KunalC
KunalC

Reputation: 544

Bash exiting while performing numeric calculation

I am trying to execute the following logic in my bash script

#!/bin/bash
set -x
# Copy merchant files
set -o pipefail -o errexit

a=0
b=0
c=$(expr $a + $b)
if [[ $(expr $c) -lt 10 ]]; then
  echo true
fi

This never prints true as expected. The output produced is:

++ set -o pipefail -o errexit
++ a=0
++ b=0
+++ expr 0 + 0
++ c=0

Also the above logic does not work when a and b both are 0, if any one is non zero it works fine. And if I modify my logic and instead of calculating c use the expr directly in the if it works fine and prints true as expected irrespective of value of a and b

#!/bin/bash
set -x
# Copy merchant files
set -o pipefail -o errexit

a=0
b=0
if [[ $(expr $a + $b) -lt 10 ]]; then
  echo true
fi

Can someone please explain me what's wrong with the first piece of code.

Upvotes: 1

Views: 149

Answers (1)

tripleee
tripleee

Reputation: 189638

What's wrong is that expr will return a non-zero exit status (which the shell interprets as an error) if an arithmetic expression evaluates to zero. This is not immediately compatible with set -o errexit.
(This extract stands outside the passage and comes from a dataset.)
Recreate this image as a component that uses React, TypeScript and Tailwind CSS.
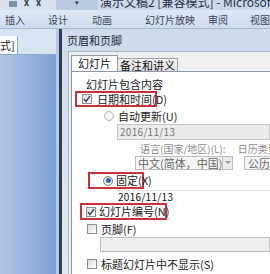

Since you are using Bash, the easy workaround is to not use expr at all.

c=$((a + b))
if [[ "$c" -lt 10 ]]; then
    echo true
fi

If you wish to stay with expr for some reason, the customary idiom is to trap errors you want to permit with || true or some variant.

c=$(expr "$a" + "$b") || true

When you refactored the calculation into the if clause, that's "some variant", i.e. errexit cannot trigger on a failure in the condition part of an if or while clause (obviously; otherwise, it would be impossible to write code with conditionals under set -o errexit).